Monday, September 15, 2008

How "Make It Happen" should have happened

I have just attended the end of the debate on the new Lib Dem policy document or mini manifesto Make it Happen.

The motion approving it went through unamended as the amendment calling for the party to prioritise public spending over tax cuts was defeated by a two to one majority.

I think this was right, as I am sure there are plenty areas in which public spending can be without a detrimental effect on the poor or anyone else. It's just that it would be nice to be told what they are.

Last time I wrote about Nick Clegg's presentation of Make It Happen I said:

What he should have done was to emphasise the Lib Dem war on surveillance, centralisation and state control - in short, large chunks of the New Labour project. Then he could have said something like: "Look if we scrap ID cards and all these quangos and databases, we will save billions of pounds and be able to cut your taxes."

That, I think, would have proved popular.
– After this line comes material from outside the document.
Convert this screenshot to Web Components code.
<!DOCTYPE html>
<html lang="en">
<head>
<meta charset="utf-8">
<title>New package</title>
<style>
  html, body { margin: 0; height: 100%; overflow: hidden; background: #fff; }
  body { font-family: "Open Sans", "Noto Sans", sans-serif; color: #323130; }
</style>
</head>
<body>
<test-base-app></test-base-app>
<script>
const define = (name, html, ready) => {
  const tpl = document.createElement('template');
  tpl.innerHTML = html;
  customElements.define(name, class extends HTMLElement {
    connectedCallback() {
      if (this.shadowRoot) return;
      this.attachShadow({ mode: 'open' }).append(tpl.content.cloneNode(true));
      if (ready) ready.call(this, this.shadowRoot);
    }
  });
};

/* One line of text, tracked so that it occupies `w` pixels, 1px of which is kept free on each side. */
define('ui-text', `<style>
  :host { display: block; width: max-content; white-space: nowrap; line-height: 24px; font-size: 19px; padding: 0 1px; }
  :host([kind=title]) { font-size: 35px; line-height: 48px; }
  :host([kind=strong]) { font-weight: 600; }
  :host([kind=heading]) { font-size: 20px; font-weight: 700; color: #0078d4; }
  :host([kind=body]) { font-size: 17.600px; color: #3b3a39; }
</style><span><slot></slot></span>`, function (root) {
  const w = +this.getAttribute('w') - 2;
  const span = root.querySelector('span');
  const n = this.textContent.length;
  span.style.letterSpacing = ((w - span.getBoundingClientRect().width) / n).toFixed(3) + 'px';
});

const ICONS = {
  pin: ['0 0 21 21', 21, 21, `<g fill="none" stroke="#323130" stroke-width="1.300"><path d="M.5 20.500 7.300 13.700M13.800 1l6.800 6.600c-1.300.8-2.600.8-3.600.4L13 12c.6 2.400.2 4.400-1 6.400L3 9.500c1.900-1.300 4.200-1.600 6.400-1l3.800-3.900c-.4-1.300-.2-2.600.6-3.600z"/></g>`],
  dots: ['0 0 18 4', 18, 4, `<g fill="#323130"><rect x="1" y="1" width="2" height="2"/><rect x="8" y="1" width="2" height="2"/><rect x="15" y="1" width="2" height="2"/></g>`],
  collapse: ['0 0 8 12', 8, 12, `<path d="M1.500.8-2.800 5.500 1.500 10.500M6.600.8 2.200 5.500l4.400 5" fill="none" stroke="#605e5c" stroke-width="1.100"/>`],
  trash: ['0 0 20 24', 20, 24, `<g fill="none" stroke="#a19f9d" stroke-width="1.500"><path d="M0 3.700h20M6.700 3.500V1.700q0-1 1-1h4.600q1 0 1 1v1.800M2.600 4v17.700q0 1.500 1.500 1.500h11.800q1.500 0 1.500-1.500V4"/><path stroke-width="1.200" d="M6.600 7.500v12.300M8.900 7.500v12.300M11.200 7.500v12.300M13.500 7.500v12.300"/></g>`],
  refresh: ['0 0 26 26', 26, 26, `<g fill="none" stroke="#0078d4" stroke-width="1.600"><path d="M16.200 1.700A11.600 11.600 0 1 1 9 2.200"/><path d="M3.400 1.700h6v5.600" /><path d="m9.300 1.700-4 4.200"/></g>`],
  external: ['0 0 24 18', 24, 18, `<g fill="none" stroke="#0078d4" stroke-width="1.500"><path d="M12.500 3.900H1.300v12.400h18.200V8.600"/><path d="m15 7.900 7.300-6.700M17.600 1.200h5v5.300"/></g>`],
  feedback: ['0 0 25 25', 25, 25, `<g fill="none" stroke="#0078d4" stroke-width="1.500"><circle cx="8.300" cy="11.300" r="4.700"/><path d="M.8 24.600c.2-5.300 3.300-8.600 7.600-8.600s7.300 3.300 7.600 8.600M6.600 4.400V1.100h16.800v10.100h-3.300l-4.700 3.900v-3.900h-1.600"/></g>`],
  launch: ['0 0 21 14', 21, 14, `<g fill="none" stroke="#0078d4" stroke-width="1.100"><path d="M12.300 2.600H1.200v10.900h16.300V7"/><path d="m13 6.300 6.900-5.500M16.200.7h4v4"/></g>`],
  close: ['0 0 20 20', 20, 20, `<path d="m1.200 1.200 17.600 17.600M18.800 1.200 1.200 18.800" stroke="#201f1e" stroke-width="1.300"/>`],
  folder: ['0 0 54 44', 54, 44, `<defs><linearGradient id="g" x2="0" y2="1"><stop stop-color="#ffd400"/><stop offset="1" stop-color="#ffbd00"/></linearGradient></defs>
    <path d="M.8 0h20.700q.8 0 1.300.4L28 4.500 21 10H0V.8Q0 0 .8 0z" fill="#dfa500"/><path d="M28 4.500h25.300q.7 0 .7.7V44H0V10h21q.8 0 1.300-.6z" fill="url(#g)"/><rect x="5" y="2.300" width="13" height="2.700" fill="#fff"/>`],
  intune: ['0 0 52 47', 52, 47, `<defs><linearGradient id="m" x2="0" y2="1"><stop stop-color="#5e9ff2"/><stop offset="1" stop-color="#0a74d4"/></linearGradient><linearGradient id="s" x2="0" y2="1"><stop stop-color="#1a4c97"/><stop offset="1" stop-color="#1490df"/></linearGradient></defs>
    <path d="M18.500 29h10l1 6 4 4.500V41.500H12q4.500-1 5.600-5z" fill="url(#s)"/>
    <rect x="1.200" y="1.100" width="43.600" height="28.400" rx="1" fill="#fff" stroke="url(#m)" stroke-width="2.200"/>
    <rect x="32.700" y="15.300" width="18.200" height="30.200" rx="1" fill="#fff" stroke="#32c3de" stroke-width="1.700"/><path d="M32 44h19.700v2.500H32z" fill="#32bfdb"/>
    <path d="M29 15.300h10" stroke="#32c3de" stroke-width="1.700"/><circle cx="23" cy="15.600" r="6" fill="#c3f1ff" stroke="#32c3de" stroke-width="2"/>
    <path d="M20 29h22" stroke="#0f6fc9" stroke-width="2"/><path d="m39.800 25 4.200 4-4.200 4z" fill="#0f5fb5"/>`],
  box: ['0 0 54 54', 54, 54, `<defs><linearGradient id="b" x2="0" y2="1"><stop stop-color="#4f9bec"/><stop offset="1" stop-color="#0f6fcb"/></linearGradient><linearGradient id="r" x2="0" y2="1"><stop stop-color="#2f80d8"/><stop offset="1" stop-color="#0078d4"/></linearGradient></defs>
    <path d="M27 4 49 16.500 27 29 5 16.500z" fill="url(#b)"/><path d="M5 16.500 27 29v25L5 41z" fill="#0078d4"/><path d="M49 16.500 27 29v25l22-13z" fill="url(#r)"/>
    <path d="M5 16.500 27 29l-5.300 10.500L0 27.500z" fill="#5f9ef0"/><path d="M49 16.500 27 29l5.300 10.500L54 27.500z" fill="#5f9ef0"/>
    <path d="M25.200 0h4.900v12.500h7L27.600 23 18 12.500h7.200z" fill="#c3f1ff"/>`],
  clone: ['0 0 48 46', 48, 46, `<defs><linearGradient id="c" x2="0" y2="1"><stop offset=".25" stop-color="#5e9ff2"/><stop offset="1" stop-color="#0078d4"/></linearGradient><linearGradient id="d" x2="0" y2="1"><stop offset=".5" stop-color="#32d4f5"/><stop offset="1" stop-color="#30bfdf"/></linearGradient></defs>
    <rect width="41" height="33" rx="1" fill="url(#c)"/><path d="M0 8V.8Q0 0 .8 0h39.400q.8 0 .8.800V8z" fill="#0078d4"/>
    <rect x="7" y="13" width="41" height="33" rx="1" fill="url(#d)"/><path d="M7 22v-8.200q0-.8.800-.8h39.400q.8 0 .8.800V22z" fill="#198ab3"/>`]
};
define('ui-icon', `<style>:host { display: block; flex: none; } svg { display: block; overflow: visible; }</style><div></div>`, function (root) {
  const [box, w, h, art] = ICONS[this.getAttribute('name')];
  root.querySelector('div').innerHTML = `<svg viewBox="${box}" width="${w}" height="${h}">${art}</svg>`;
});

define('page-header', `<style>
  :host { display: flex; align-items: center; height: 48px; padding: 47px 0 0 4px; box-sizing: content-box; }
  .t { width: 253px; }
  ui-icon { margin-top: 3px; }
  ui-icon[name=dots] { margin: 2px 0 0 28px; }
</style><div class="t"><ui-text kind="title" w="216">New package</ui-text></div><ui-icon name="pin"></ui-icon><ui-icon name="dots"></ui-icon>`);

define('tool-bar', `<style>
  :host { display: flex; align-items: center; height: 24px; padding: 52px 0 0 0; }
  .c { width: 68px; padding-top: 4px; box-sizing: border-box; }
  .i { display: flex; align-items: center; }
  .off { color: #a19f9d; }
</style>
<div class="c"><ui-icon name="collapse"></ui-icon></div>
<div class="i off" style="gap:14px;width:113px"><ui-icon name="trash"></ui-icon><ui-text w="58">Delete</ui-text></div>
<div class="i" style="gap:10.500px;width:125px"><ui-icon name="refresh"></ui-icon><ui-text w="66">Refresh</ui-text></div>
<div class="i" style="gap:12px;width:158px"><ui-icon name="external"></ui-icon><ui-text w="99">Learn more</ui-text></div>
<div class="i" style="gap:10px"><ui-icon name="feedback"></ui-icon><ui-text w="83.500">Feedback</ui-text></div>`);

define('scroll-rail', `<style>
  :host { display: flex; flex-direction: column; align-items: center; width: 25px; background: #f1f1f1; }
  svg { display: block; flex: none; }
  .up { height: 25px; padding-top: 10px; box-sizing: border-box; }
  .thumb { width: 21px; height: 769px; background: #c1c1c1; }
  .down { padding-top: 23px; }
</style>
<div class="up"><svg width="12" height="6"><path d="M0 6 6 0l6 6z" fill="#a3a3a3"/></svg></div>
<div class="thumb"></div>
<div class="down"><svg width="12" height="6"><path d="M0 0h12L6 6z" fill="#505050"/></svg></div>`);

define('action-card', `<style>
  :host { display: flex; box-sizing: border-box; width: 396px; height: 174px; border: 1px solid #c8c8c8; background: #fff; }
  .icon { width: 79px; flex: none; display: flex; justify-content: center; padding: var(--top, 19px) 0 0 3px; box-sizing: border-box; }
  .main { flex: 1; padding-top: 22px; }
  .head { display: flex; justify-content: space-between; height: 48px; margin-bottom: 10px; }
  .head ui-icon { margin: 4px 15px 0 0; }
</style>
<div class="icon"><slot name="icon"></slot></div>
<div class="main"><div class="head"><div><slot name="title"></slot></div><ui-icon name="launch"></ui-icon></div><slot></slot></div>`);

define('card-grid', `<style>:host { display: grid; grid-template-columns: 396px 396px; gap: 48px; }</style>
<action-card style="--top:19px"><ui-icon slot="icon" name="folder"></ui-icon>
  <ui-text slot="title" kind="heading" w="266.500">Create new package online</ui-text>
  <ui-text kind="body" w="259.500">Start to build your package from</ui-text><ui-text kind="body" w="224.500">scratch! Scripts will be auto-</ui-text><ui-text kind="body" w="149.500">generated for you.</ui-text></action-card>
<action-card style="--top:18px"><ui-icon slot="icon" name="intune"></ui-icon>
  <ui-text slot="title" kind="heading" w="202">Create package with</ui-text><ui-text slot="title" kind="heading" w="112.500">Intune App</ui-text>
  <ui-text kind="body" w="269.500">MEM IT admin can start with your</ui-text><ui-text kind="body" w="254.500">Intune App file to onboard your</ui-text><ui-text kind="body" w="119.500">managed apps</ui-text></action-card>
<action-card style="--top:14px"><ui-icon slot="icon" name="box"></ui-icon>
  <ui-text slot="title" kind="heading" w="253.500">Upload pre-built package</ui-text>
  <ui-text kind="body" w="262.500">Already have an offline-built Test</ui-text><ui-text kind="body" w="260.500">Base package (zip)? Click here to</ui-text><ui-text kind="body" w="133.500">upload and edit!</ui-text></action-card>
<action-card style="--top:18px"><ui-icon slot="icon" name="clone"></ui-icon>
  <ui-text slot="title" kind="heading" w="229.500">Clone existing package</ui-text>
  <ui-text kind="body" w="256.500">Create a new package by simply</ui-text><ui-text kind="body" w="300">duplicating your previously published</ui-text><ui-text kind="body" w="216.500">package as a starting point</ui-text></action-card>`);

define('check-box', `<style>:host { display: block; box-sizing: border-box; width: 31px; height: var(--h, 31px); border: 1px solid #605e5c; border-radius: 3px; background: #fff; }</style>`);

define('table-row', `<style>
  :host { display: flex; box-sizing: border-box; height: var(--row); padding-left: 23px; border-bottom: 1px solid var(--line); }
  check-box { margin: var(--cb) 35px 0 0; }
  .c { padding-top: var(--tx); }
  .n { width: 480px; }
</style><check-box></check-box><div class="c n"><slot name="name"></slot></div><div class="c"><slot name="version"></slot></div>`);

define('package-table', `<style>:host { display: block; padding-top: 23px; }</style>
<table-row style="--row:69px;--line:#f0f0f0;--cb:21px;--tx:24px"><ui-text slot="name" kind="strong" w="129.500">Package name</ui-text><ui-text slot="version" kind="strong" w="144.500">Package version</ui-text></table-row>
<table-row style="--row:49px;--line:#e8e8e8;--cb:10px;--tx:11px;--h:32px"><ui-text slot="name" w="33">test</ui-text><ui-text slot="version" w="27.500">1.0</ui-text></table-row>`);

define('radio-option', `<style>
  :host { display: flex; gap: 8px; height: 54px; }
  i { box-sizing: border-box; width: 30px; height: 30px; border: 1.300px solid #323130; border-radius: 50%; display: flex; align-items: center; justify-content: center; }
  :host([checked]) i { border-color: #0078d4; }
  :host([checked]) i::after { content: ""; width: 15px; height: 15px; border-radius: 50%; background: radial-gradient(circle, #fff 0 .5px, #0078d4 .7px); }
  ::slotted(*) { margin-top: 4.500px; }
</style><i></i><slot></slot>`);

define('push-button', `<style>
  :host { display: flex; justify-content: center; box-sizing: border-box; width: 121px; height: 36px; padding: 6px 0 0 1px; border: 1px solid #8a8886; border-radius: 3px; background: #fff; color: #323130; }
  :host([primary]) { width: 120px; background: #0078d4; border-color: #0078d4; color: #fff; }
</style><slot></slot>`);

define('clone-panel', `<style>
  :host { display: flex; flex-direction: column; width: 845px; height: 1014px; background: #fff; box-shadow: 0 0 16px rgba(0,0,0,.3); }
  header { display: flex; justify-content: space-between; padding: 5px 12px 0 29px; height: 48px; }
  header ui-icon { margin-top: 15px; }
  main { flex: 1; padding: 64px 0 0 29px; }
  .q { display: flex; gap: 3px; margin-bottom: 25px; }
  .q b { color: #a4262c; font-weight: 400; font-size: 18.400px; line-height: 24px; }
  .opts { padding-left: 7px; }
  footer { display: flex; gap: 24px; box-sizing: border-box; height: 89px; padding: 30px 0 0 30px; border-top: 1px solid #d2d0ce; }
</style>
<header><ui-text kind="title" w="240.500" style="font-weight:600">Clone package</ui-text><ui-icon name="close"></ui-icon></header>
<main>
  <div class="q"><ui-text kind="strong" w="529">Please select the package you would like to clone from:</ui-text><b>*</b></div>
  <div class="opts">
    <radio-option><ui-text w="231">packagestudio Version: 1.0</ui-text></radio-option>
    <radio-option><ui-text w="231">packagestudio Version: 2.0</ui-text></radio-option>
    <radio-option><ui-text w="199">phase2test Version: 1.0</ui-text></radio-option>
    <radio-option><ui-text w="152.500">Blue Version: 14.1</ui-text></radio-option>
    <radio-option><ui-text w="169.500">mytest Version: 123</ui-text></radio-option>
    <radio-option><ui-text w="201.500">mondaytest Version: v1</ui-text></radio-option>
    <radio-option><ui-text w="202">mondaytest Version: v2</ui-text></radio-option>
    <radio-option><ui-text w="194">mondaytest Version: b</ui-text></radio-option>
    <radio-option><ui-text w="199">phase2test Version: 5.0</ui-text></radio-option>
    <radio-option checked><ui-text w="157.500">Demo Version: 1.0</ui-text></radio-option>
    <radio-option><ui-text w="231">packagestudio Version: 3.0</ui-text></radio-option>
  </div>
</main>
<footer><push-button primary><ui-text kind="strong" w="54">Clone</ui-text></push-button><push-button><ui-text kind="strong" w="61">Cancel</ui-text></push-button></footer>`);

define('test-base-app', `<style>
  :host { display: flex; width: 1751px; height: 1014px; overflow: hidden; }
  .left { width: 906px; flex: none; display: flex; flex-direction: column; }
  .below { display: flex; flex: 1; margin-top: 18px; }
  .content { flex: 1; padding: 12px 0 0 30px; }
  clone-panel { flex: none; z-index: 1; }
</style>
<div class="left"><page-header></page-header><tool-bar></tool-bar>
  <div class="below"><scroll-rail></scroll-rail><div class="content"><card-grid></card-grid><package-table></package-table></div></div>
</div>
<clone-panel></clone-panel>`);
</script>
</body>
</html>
By announcing the tax cuts first and then saying we shall hunt for spending cuts to fund them, he makes it easier for our Labour opponents to paint us as a hard-faced party that wants to run down public services.

I still think that holds good.

What Nick and the Liberal Democrats desperately need now is a list of popular spending cuts that would be popular and stem from Liberal principles. Scrapping ID cards would be one if it had not already been snaffled as part of the funding package for Chris Huhne's policing reforms.

Another could be slaughtering the quangos. Tim Farron hinted at this, and his was the best of the speeches I heard this afternoon. It's approach should have been the one used all along.

As it is, we have a headline figure of £20bn, but no explanation as to where it will come from. And Nick Clegg varies between saying he will cut tax, reassign it to different spending priorities and that it is far too soon to say, depending on whom he is speaking to.

1 comment:

  1. Agree. It would be a very good move to set up a national network of local rapporteurs to feed into a central group looking for a pattern of waste and then developing specific ways forward. Then start to work out how to, at the same time, improve performance and cut waste. Ask for information about both local and national level inefficiencies and failures.